At the peak of his powers, America's greatest composer,
Aaron Copland, a gay Jewish socialist from Brooklyn, brought
a story to life. The Tender Land, an opera, was
a quintessentially American tale of rural poverty and
the disintegration of family; of labor and itinerant workers;
of strangers and ignorant suspicion; of youth and aging.
Harshly critical of McCarthy-era paranoia, it laid open
the evils of the country's growing prosperity and the
middle-class complacency of the 1950s.
It bombed.
What went wrong with Copland's highly anticipated first--and
only--opera when it debuted in 1954 at the New York City
Opera, only to vanish into the dustbin of American musical-theater
history? Oregon Symphony Resident Conductor Murry Sidlin
has just released the first recording of his answer to
that very question--a revised chamber version of Copland's
masterwork.
Back in 1975, when Sidlin was a young conductor with
the National Symphony, he heard Copland conduct his excerpted
suite from The Tender Land. The young man was stung
by the work's emotional honesty and quiet Americana forcefulness.
"I was pretty naïve at the time," Sidlin says about
the question he posed to the 75-year-old composer right
after the performance. "I said, 'Mr. Copland, that is
a wonderful piece of music. Is the rest of the opera any
good?'"
Little did Sidlin know that he'd just hit the nail on
the head of the biggest disappointment of Copland's professional
life. Fortunately for him, Copland was extremely generous
toward young musicians. That his youthful bravado culminated
in the new recording of The Tender Land 25 years
later is a testament to Sidlin's tenacity.
Sidlin's dogged evaluation of the opera revealed an essential
flaw: The delicate dramatic work was overwhelmed by the
full orchestral sweep of the score. "The full orchestration
makes the opera out of proportion to itself," says Sidlin.

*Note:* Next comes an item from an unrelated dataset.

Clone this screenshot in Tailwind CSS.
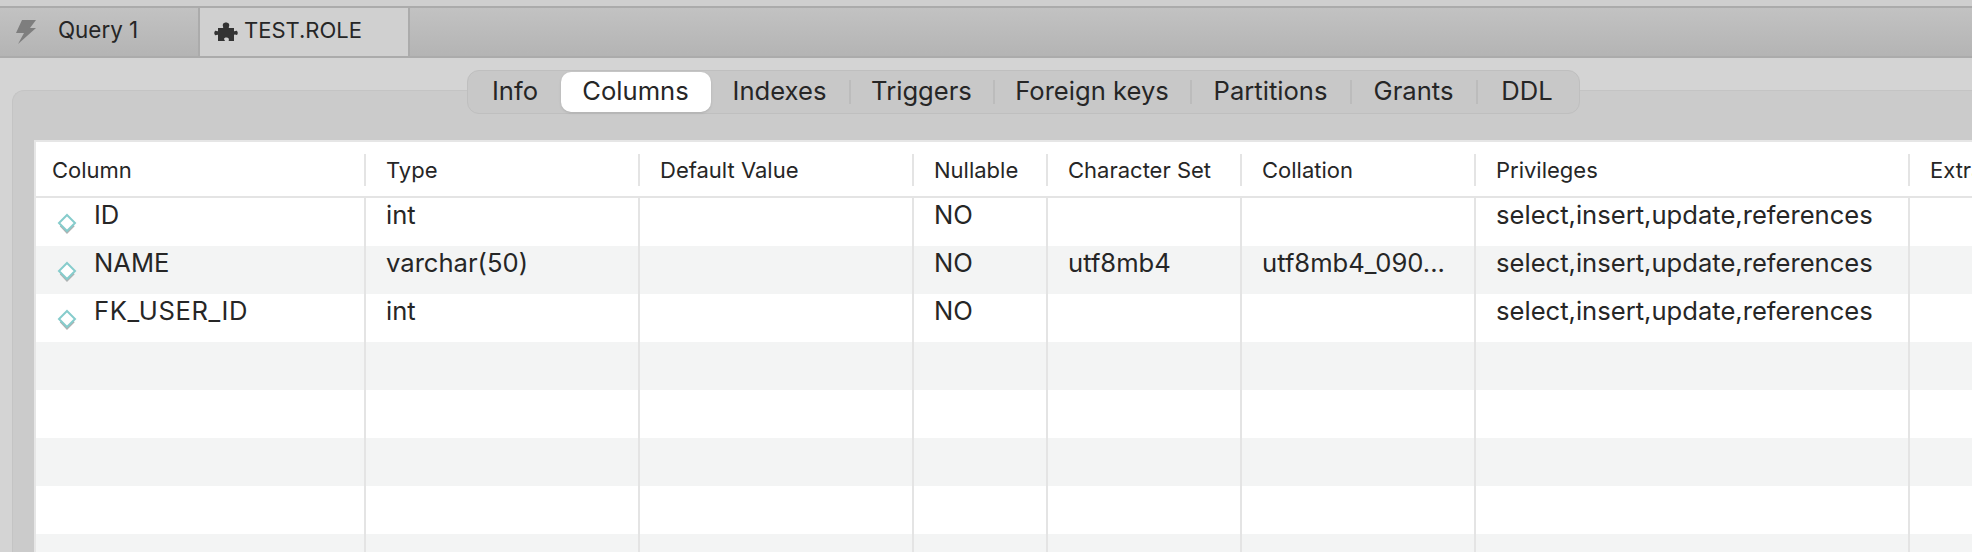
<!DOCTYPE html>
<html lang="en">
<head>
  <meta charset="UTF-8">
  <title>TEST.ROLE</title>
  <script src="https://cdn.jsdelivr.net/npm/@tailwindcss/browser@4"></script>
</head>
<body class="h-screen overflow-hidden bg-[#d4d4d4] font-['Inter','Liberation_Sans',sans-serif] text-[#262626]">
  <!-- Tab bar -->
  <div class="h-[6px] bg-[#cfcfcf]"></div>
  <div class="flex h-[52px] border-y-2 border-[#ababab] bg-gradient-to-b from-[#c2c2c2] to-[#b4b4b4]">
    <div class="flex w-[200px] items-center border-r-2 border-[#ababab]">
      <svg class="ml-[15px] h-[26px] w-[22px]" viewBox="0 0 22 26"><polygon points="7,1 21,1 15,9 21,9 3,25 9,14 1,14" fill="#7e7e7e"/></svg>
      <span class="mb-[4px] ml-[21px] text-[22.4px] leading-[26px]">Query 1</span>
    </div>
    <div class="flex w-[210px] items-center border-r-2 border-[#ababab] bg-[#d0d0d0]">
      <svg class="ml-[14px] h-[20px] w-[24px]" viewBox="0 0 24 20"><path d="M4 6h5c1-1-1-2 0-4 1-2 5-2 6 0 1 2-1 3 0 4h5v3c1 1 2-1 3 0 1 1 1 3 0 4-1 0-2-1-3 0v6h-5c-1-1 1-2-1-3-2-1-4 0-4 1l1 2H4v-6c-1-1-2 1-3 0-1-1-1-3 0-4 1-1 2 1 3 0z" fill="#333"/></svg>
      <span class="mb-[4px] ml-[6px] text-[22px] leading-[26px]">TEST.ROLE</span>
    </div>
  </div>

  <!-- Segmented control -->
  <div class="relative z-10 -mb-[24px] mt-[12px] flex justify-center">
    <div class="ml-[74px] flex h-[44px] items-center rounded-[12px] border border-[#bfbfbf] bg-[#c8c8c8] px-[2px] text-[25.6px] leading-[36px]">
      <div class="w-[91px] pb-[2px] text-center">Info</div>
      <div class="flex h-[40px] w-[150px] items-center justify-center rounded-[10px] bg-white pb-[2px] shadow-sm">Columns</div>
      <div class="flex w-[140px] items-center"><span class="flex-1 pb-[2px] text-center">Indexes</span><div class="h-[24px] w-[2px] bg-[#bcbcbc]"></div></div>
      <div class="flex w-[144px] items-center"><span class="flex-1 pb-[2px] text-center">Triggers</span><div class="h-[24px] w-[2px] bg-[#bcbcbc]"></div></div>
      <div class="flex w-[197px] items-center"><span class="flex-1 pb-[2px] text-center">Foreign keys</span><div class="h-[24px] w-[2px] bg-[#bcbcbc]"></div></div>
      <div class="flex w-[160px] items-center"><span class="flex-1 pb-[2px] text-center">Partitions</span><div class="h-[24px] w-[2px] bg-[#bcbcbc]"></div></div>
      <div class="flex w-[126px] items-center"><span class="flex-1 pb-[2px] text-center">Grants</span><div class="h-[24px] w-[2px] bg-[#bcbcbc]"></div></div>
      <div class="w-[99px] pb-[2px] text-center">DDL</div>
    </div>
  </div>

  <!-- Panel -->
  <div class="ml-[12px] h-[462px] rounded-tl-[12px] border-l border-t border-[#c4c4c4] bg-[#cbcbcb] pl-[21px] pt-[49px]">
    <div class="h-[412px] overflow-hidden border-l-2 border-t-2 border-[#e6e6e6] bg-white text-[25.6px] leading-[34px]">
      <div class="grid h-[56px] grid-cols-[330px_274px_274px_134px_194px_234px_434px_100px] border-b-2 border-[#e4e4e4] pt-[1px] text-[22px]">
        <div class="flex items-center"><div class="flex h-[32px] w-full items-center border-r-2 border-[#e4e4e4] pl-[16px]">Column</div></div>
        <div class="flex items-center"><div class="flex h-[32px] w-full items-center border-r-2 border-[#e4e4e4] pl-[20px]">Type</div></div>
        <div class="flex items-center"><div class="flex h-[32px] w-full items-center border-r-2 border-[#e4e4e4] pl-[20px]">Default Value</div></div>
        <div class="flex items-center"><div class="flex h-[32px] w-full items-center border-r-2 border-[#e4e4e4] pl-[20px]">Nullable</div></div>
        <div class="flex items-center"><div class="flex h-[32px] w-full items-center border-r-2 border-[#e4e4e4] pl-[20px]">Character Set</div></div>
        <div class="flex items-center"><div class="flex h-[32px] w-full items-center border-r-2 border-[#e4e4e4] pl-[20px]">Collation</div></div>
        <div class="flex items-center"><div class="flex h-[32px] w-full items-center border-r-2 border-[#e4e4e4] pl-[20px]">Privileges</div></div>
        <div class="flex items-center"><div class="flex h-[32px] w-full items-center pl-[20px]">Extra</div></div>
      </div>
      <div class="grid h-[48px] grid-cols-[330px_274px_274px_134px_194px_234px_434px_100px] bg-white">
        <div class="flex border-r-2 border-[#e4e4e4] pl-[20px]"><svg class="mt-[14px] h-[22px] w-[22px] shrink-0" viewBox="0 0 22 22"><path d="M4.5 13.5l6.5 7 7-7" fill="none" stroke="#b0b0b0" stroke-width="2"/><path d="M11 3l8 8-8 8-8-8z" fill="#fff" stroke="#86cccc" stroke-width="2"/></svg><span class="ml-[16px]">ID</span></div>
        <div class="border-r-2 border-[#e4e4e4] pl-[20px]">int</div>
        <div class="border-r-2 border-[#e4e4e4]"></div>
        <div class="border-r-2 border-[#e4e4e4] pl-[20px]">NO</div>
        <div class="border-r-2 border-[#e4e4e4]"></div>
        <div class="border-r-2 border-[#e4e4e4]"></div>
        <div class="border-r-2 border-[#e4e4e4] pl-[20px]">select,insert,update,references</div>
        <div></div>
      </div>
      <div class="grid h-[48px] grid-cols-[330px_274px_274px_134px_194px_234px_434px_100px] bg-[#f3f4f4]">
        <div class="flex border-r-2 border-[#e4e4e4] pl-[20px]"><svg class="mt-[14px] h-[22px] w-[22px] shrink-0" viewBox="0 0 22 22"><path d="M4.5 13.5l6.5 7 7-7" fill="none" stroke="#b0b0b0" stroke-width="2"/><path d="M11 3l8 8-8 8-8-8z" fill="#fff" stroke="#86cccc" stroke-width="2"/></svg><span class="ml-[16px]">NAME</span></div>
        <div class="border-r-2 border-[#e4e4e4] pl-[20px]">varchar(50)</div>
        <div class="border-r-2 border-[#e4e4e4]"></div>
        <div class="border-r-2 border-[#e4e4e4] pl-[20px]">NO</div>
        <div class="border-r-2 border-[#e4e4e4] pl-[20px]">utf8mb4</div>
        <div class="border-r-2 border-[#e4e4e4] pl-[20px]">utf8mb4_090...</div>
        <div class="border-r-2 border-[#e4e4e4] pl-[20px]">select,insert,update,references</div>
        <div></div>
      </div>
      <div class="grid h-[48px] grid-cols-[330px_274px_274px_134px_194px_234px_434px_100px] bg-white">
        <div class="flex border-r-2 border-[#e4e4e4] pl-[20px]"><svg class="mt-[14px] h-[22px] w-[22px] shrink-0" viewBox="0 0 22 22"><path d="M4.5 13.5l6.5 7 7-7" fill="none" stroke="#b0b0b0" stroke-width="2"/><path d="M11 3l8 8-8 8-8-8z" fill="#fff" stroke="#86cccc" stroke-width="2"/></svg><span class="ml-[16px] tracking-[0.6px]">FK_USER_ID</span></div>
        <div class="border-r-2 border-[#e4e4e4] pl-[20px]">int</div>
        <div class="border-r-2 border-[#e4e4e4]"></div>
        <div class="border-r-2 border-[#e4e4e4] pl-[20px]">NO</div>
        <div class="border-r-2 border-[#e4e4e4]"></div>
        <div class="border-r-2 border-[#e4e4e4]"></div>
        <div class="border-r-2 border-[#e4e4e4] pl-[20px]">select,insert,update,references</div>
        <div></div>
      </div>
      <div class="grid h-[48px] grid-cols-[330px_274px_274px_134px_194px_234px_434px_100px] bg-[#f3f4f4]">
        <div class="border-r-2 border-[#e4e4e4]"></div><div class="border-r-2 border-[#e4e4e4]"></div><div class="border-r-2 border-[#e4e4e4]"></div><div class="border-r-2 border-[#e4e4e4]"></div><div class="border-r-2 border-[#e4e4e4]"></div><div class="border-r-2 border-[#e4e4e4]"></div><div class="border-r-2 border-[#e4e4e4]"></div><div></div>
      </div>
      <div class="grid h-[48px] grid-cols-[330px_274px_274px_134px_194px_234px_434px_100px] bg-white">
        <div class="border-r-2 border-[#e4e4e4]"></div><div class="border-r-2 border-[#e4e4e4]"></div><div class="border-r-2 border-[#e4e4e4]"></div><div class="border-r-2 border-[#e4e4e4]"></div><div class="border-r-2 border-[#e4e4e4]"></div><div class="border-r-2 border-[#e4e4e4]"></div><div class="border-r-2 border-[#e4e4e4]"></div><div></div>
      </div>
      <div class="grid h-[48px] grid-cols-[330px_274px_274px_134px_194px_234px_434px_100px] bg-[#f3f4f4]">
        <div class="border-r-2 border-[#e4e4e4]"></div><div class="border-r-2 border-[#e4e4e4]"></div><div class="border-r-2 border-[#e4e4e4]"></div><div class="border-r-2 border-[#e4e4e4]"></div><div class="border-r-2 border-[#e4e4e4]"></div><div class="border-r-2 border-[#e4e4e4]"></div><div class="border-r-2 border-[#e4e4e4]"></div><div></div>
      </div>
      <div class="grid h-[48px] grid-cols-[330px_274px_274px_134px_194px_234px_434px_100px] bg-white">
        <div class="border-r-2 border-[#e4e4e4]"></div><div class="border-r-2 border-[#e4e4e4]"></div><div class="border-r-2 border-[#e4e4e4]"></div><div class="border-r-2 border-[#e4e4e4]"></div><div class="border-r-2 border-[#e4e4e4]"></div><div class="border-r-2 border-[#e4e4e4]"></div><div class="border-r-2 border-[#e4e4e4]"></div><div></div>
      </div>
      <div class="grid h-[48px] grid-cols-[330px_274px_274px_134px_194px_234px_434px_100px] bg-[#f3f4f4]">
        <div class="border-r-2 border-[#e4e4e4]"></div><div class="border-r-2 border-[#e4e4e4]"></div><div class="border-r-2 border-[#e4e4e4]"></div><div class="border-r-2 border-[#e4e4e4]"></div><div class="border-r-2 border-[#e4e4e4]"></div><div class="border-r-2 border-[#e4e4e4]"></div><div class="border-r-2 border-[#e4e4e4]"></div><div></div>
      </div>
    </div>
  </div>
</body>
</html>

"Onstage you had a wonderful chamber opera, with Grand
Opera overwhelming it from the pit."
Sidlin completed his version in 1987. The revision allows
each of the singers his or her own sparse chamber accompaniment,
rather than a symphonic wave that batters their fragile
lines. As Sidlin tells it, Copland greeted the cast after
the 1987 premiere with tears in his eyes and said: "Thank
you for saving my child."
It's clear what a milestone that moment was in Sidlin's
life. It also broke the ground for a popular eruption
of the work, rousing it from dormancy. Until Sidlin's
'87 revision, there had been only seven attempts to produce
the original fully orchestrated version. Since Sidlin's
breakthrough there have been 32 productions--all using
his reorchestrated chamber version.
This new recording should accelerate that trend. From
the awakening strains of the opera's introduction, this
is pure Copland at the peak of his Americana phase. Sidlin's
stripped-down chamber model puts the raw rev back in Copland's
distinctive tonality, elucidating the music's subtlety
and allowing us to hear it anew. An underlying loneliness
and yearning in the score is brought home by the spacious
ensemble playing of Third Angle New Music Ensemble.
This cast of Northwest all-stars is outstanding. Milagro
Vargas sings the role of Ma Moss, the opera's most tragic
figure, with great emotional depth. Grandpa, so difficult
to play sympathetically, is sung with subtle strength
by Richard Zeller. And Suzan Hanson brings a youthful
freshness to the headstrong teenager Laurie.
You'd think, with a long-dreamed-of recording just behind
him, Sidlin might relax. Instead, he's busy planning the
2001 video production of the opera, which is to be filmed
on location at an Oregon farmhouse. "Once that video is
on the shelf on its rightful place alongside Aïda
and Boheme," says the now white-haired conductor,
"I'll pack it in and move on to something else."